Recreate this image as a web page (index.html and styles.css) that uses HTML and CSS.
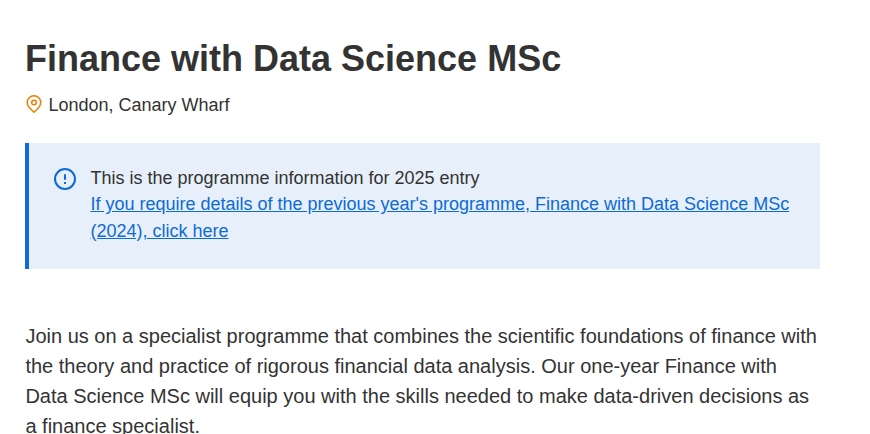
FILE: index.html
```html
<!DOCTYPE html>
<html lang="en">
<head>
    <meta charset="UTF-8">
    <meta name="viewport" content="width=device-width, initial-scale=1.0">
    <title>Finance with Data Science MSc</title>
    <link rel="stylesheet" href="styles.css">
</head>
<body>
    <main class="programme">
        <h1 class="title">Finance with Data Science MSc</h1>

        <div class="location">
            <svg class="pin" viewBox="0 0 16 18" fill="none" stroke="#f07d00" stroke-width="1.5">
                <path d="M8 17.2 C6 15.2 1.2 11.8 1.2 7.4 A6.8 6.6 0 0 1 14.8 7.4 C14.8 11.8 10 15.2 8 17.2 Z" stroke-linejoin="round"/>
                <circle cx="8" cy="7.5" r="2.3"/>
            </svg>
            <span>London, Canary Wharf</span>
        </div>

        <!-- entry year notice -->
        <div class="notice">
            <svg class="notice-icon" viewBox="0 0 22 22" fill="none" stroke="#0c6bd6" stroke-width="2">
                <circle cx="11" cy="11" r="10"/>
                <path d="M11 6.2 V11.8 M11 14 V16"/>
            </svg>
            <div class="notice-text">
                <p>This is the programme information for 2025 entry</p>
                <a href="#">If you require details of the previous year's programme, Finance with Data Science MSc (2024), click here</a>
            </div>
        </div>

        <p class="intro">Join us on a specialist programme that combines the scientific foundations of finance with the theory and practice of rigorous financial data analysis. Our one-year Finance with Data Science MSc will equip you with the skills needed to make data-driven decisions as a finance specialist.</p>
    </main>
</body>
</html>
```
FILE: styles.css
```css
*{
    margin: 0px;
    padding: 0px;
    box-sizing: border-box;
}
body{
    font-family: "Liberation Sans", Arial, sans-serif;
    color: #333;
    background: #fff;
    height: 434px;
    overflow: hidden;
}
.programme{
    width: 820px;
    padding: 36px 0 0 25px;
}
.title{
    font-size: 36px;
    line-height: 46px;
    font-weight: bold;
}
.location{
    display: flex;
    gap: 6.4px;
    margin-top: 10px;
    padding-left: 1px;
    font-size: 18px;
    line-height: 27px;
}
.pin{
    width: 16px;
    height: 18px;
    margin-top: 3px;
}
.notice{
    display: flex;
    gap: 14.4px;
    height: 126px;
    margin-top: 24px;
    padding: 22px 20px 0 25px;
    background: #e7effa;
    border-left: 4px solid #0c6bd6;
    font-size: 18px;
    line-height: 26.4px;
}
.notice-icon{
    flex-shrink: 0;
    width: 22px;
    height: 22px;
    margin-top: 3px;
}
.notice-text a{
    color: #0c6bd6;
}
.intro{
    margin-top: 52px;
    padding-left: 0.4px;
    font-size: 20px;
    line-height: 30px;
}
```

—————

**THE TASK:** Take the listing and print it again exactly, but without any pictures.

**FINAL ANSWER:**
Recreate this image as a web page (index.html and styles.css) that uses HTML and CSS.
FILE: index.html
```html
<!DOCTYPE html>
<html lang="en">
<head>
    <meta charset="UTF-8">
    <meta name="viewport" content="width=device-width, initial-scale=1.0">
    <title>Finance with Data Science MSc</title>
    <link rel="stylesheet" href="styles.css">
</head>
<body>
    <main class="programme">
        <h1 class="title">Finance with Data Science MSc</h1>

        <div class="location">
            <svg class="pin" viewBox="0 0 16 18" fill="none" stroke="#f07d00" stroke-width="1.5">
                <path d="M8 17.2 C6 15.2 1.2 11.8 1.2 7.4 A6.8 6.6 0 0 1 14.8 7.4 C14.8 11.8 10 15.2 8 17.2 Z" stroke-linejoin="round"/>
                <circle cx="8" cy="7.5" r="2.3"/>
            </svg>
            <span>London, Canary Wharf</span>
        </div>

        <!-- entry year notice -->
        <div class="notice">
            <svg class="notice-icon" viewBox="0 0 22 22" fill="none" stroke="#0c6bd6" stroke-width="2">
                <circle cx="11" cy="11" r="10"/>
                <path d="M11 6.2 V11.8 M11 14 V16"/>
            </svg>
            <div class="notice-text">
                <p>This is the programme information for 2025 entry</p>
                <a href="#">If you require details of the previous year's programme, Finance with Data Science MSc (2024), click here</a>
            </div>
        </div>

        <p class="intro">Join us on a specialist programme that combines the scientific foundations of finance with the theory and practice of rigorous financial data analysis. Our one-year Finance with Data Science MSc will equip you with the skills needed to make data-driven decisions as a finance specialist.</p>
    </main>
</body>
</html>
```
FILE: styles.css
```css
*{
    margin: 0px;
    padding: 0px;
    box-sizing: border-box;
}
body{
    font-family: "Liberation Sans", Arial, sans-serif;
    color: #333;
    background: #fff;
    height: 434px;
    overflow: hidden;
}
.programme{
    width: 820px;
    padding: 36px 0 0 25px;
}
.title{
    font-size: 36px;
    line-height: 46px;
    font-weight: bold;
}
.location{
    display: flex;
    gap: 6.4px;
    margin-top: 10px;
    padding-left: 1px;
    font-size: 18px;
    line-height: 27px;
}
.pin{
    width: 16px;
    height: 18px;
    margin-top: 3px;
}
.notice{
    display: flex;
    gap: 14.4px;
    height: 126px;
    margin-top: 24px;
    padding: 22px 20px 0 25px;
    background: #e7effa;
    border-left: 4px solid #0c6bd6;
    font-size: 18px;
    line-height: 26.4px;
}
.notice-icon{
    flex-shrink: 0;
    width: 22px;
    height: 22px;
    margin-top: 3px;
}
.notice-text a{
    color: #0c6bd6;
}
.intro{
    margin-top: 52px;
    padding-left: 0.4px;
    font-size: 20px;
    line-height: 30px;
}
```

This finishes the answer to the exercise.